Length filters

LengthFilter

Filtering based on absolute segment lengths.

Parameters:

min_length: minimum segment length (optional; default 1)
max_length: maximum segment length (optional; default 100)
unit: type of unit for calculating the lengths (optional; word for words or any whitespace-separated units, and character or char for characters; the default is word)
pass_empty: if true, always accept if all segment lengths are zero (default false)

Returned scores are lengths for the source and target segment. In filtering, all segments have to be between the minimum and maximum length thresholds.

Any of the min_length, max_length, and unit parameters can also be given as lists, in which case Nth entry in the list is applied to the Nth of the parallel input segments.

LengthRatioFilter

Filtering based on ratio of the segment lengths.

Parameters:

threshold: threshold for the length ratio
unit: type of unit for calculating the lengths (optional; word for words or any whitespace-separated units, and character or char for characters; the default is word)

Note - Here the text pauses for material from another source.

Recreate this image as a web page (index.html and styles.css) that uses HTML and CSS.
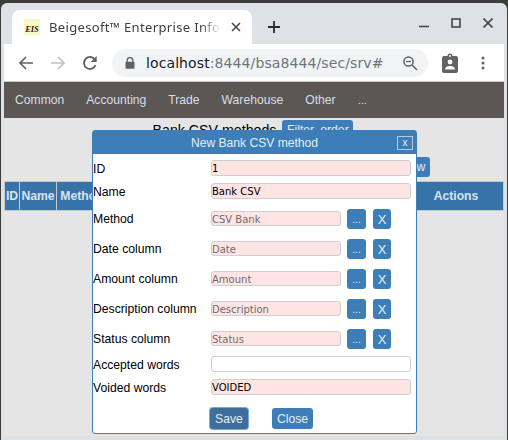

Returned score is the higher length divided by the lower length, or infinity of either of the lengths are zero. In filtering, segment pairs is accepted of the ratio is below the given threshold.

In order to use different units per language, the unit parameter can also be given as a list.

AverageWordLengthFilter

Filtering based on average word lengths.

Parameters:

min_length: minimum length (optional; default 2)
max_length: maximum length (optional; default 20)
pass_empty: if true, always accept if all segment lengths are zero (default false)

Returned scores are average words lengths for the segments. In filtering, all segments have to be between the minimum and maximum length thresholds.

The min_length and max_length parameters can also be given as lists, in which case Nth entry in the list is applied to the Nth of the parallel input segments.

LongWordFilter

Filtering based on maximum word length.

Parameters:

threshold: maximum length (optional; default 40)

Returned score is the length of the longests words across the segments. The length has to below the threshold.

In order to allow have different thresholds per language, the threshold parameter can also be given as a list.